**SOURCE MATERIAL:**

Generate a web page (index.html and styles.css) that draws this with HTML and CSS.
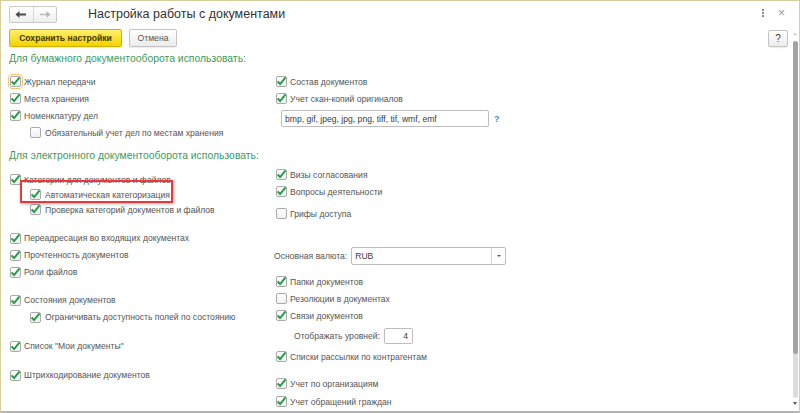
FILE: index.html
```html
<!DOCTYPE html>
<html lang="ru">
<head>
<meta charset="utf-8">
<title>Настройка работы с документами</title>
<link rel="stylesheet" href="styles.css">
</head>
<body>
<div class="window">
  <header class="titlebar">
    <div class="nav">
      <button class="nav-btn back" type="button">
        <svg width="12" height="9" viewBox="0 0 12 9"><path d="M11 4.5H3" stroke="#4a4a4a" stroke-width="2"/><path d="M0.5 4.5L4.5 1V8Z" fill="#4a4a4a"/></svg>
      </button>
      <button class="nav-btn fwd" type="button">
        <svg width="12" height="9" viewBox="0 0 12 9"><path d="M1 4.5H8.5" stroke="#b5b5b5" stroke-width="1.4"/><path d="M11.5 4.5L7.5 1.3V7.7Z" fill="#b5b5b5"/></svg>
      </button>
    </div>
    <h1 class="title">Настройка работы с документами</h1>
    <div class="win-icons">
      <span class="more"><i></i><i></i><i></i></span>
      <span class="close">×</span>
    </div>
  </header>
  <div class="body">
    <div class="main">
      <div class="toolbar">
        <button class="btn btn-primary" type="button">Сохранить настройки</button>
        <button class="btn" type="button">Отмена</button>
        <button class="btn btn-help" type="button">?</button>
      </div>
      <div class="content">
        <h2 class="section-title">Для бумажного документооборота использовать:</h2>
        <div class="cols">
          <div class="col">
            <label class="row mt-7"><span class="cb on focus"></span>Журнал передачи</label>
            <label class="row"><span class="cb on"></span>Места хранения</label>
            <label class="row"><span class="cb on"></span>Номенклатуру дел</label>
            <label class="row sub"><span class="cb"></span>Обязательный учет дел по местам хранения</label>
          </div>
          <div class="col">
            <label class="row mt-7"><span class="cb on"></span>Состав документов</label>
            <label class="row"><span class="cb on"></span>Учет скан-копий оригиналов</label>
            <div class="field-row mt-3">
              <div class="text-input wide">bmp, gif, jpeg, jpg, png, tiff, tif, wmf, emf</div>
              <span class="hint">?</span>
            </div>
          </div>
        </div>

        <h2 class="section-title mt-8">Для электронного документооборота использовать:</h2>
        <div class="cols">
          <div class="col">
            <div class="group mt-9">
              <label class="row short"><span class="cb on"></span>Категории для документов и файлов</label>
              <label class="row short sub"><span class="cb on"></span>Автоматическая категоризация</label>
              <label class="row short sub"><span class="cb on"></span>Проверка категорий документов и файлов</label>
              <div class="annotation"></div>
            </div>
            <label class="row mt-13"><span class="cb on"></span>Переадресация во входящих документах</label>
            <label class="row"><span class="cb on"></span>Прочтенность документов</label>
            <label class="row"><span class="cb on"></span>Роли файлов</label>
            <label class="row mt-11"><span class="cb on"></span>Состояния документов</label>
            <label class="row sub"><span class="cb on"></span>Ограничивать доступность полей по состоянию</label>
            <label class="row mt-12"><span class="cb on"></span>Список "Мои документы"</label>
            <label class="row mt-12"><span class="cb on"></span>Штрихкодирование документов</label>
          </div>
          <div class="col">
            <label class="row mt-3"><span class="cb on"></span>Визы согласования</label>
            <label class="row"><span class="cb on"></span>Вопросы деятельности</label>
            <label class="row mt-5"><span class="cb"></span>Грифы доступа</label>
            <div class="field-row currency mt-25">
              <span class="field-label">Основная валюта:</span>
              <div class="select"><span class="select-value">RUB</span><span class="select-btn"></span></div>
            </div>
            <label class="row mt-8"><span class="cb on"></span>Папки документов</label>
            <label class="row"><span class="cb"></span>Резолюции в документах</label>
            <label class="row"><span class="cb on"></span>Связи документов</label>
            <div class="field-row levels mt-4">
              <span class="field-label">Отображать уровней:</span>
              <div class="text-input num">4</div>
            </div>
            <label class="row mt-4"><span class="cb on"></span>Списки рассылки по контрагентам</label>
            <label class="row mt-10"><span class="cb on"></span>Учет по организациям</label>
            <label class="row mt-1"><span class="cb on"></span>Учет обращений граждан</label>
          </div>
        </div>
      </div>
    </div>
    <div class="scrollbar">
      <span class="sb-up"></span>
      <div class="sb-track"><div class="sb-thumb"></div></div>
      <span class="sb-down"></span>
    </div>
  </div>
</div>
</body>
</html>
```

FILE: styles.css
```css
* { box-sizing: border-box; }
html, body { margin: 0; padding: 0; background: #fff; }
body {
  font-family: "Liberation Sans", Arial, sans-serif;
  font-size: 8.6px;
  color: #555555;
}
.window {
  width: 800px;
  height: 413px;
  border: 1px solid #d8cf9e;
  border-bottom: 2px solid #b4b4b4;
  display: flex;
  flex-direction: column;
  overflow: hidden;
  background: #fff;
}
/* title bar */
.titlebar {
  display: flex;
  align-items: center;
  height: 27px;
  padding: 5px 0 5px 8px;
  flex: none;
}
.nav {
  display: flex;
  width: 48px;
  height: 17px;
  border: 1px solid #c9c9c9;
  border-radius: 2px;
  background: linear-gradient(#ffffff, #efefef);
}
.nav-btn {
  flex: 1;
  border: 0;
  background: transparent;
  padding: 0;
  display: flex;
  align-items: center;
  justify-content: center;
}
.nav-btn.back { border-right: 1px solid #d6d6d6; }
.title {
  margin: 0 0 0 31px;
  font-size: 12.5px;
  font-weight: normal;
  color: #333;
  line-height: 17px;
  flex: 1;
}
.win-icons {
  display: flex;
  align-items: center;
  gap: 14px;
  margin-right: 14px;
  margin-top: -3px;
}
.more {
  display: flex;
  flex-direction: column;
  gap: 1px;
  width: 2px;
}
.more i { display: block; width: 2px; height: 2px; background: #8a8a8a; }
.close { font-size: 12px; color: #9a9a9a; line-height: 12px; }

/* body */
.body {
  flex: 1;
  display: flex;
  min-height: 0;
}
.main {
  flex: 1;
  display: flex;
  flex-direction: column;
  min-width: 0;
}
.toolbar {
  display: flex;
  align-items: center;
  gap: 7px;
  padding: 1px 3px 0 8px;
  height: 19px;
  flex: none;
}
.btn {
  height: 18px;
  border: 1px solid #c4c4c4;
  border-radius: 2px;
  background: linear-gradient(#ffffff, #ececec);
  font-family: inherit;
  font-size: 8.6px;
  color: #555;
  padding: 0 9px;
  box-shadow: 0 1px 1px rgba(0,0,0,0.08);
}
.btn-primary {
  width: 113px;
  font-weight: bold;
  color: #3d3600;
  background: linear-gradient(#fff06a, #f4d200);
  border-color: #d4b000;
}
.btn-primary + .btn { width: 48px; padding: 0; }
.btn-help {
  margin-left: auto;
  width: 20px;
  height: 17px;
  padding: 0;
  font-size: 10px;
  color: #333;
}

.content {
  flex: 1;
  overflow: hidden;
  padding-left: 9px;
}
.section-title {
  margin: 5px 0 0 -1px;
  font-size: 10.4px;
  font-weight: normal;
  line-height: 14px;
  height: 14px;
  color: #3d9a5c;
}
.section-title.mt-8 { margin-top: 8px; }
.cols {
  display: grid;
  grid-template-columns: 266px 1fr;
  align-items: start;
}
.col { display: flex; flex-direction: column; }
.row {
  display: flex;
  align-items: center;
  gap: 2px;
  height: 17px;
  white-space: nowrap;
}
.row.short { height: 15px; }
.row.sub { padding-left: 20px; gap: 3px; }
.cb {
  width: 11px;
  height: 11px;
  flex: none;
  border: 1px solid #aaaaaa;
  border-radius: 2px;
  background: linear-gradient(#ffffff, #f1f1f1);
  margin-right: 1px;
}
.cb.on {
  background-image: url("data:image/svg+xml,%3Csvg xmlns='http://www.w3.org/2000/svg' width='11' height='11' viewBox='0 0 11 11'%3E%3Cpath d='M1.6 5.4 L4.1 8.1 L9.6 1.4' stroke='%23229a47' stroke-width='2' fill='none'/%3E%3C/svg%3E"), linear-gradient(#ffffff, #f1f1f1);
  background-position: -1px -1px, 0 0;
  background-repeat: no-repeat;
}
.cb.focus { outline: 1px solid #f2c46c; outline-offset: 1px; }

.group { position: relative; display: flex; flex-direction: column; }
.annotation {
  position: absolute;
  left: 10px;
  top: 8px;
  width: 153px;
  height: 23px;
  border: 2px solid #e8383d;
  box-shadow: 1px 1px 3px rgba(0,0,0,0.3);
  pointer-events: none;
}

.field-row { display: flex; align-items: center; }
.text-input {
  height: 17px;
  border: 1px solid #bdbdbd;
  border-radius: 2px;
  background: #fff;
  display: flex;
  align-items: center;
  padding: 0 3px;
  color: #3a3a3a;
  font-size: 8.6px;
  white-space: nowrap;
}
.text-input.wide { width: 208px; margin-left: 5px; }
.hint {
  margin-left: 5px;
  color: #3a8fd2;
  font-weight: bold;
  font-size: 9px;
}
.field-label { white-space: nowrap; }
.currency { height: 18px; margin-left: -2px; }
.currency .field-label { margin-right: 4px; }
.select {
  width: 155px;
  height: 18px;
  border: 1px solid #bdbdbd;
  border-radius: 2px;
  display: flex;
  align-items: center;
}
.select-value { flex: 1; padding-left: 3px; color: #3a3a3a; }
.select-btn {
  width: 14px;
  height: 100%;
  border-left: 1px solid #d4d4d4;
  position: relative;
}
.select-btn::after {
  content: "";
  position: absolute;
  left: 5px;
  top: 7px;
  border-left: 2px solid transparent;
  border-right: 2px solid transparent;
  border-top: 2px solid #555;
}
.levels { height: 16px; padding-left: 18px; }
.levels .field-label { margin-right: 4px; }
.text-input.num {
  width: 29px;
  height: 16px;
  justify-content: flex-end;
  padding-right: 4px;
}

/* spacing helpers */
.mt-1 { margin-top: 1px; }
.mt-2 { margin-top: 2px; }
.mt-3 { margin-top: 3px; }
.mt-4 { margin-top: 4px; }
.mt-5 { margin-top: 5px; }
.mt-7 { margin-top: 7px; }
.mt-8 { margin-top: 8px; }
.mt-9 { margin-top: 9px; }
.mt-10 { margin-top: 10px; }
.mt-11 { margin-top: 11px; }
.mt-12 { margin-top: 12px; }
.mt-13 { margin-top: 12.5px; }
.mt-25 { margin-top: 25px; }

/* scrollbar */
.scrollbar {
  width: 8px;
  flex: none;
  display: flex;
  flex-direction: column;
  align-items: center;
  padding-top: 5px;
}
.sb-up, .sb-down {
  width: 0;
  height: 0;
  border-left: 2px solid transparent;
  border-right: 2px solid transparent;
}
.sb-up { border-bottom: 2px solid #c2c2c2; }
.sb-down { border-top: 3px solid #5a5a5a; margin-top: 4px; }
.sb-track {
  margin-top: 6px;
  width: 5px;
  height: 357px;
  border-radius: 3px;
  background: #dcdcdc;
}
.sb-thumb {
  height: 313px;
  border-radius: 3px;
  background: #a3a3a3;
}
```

**REQUIRED TASK:** Look through the material and say how many lines hold "index". Give the number only.

**SOLUTION:** 2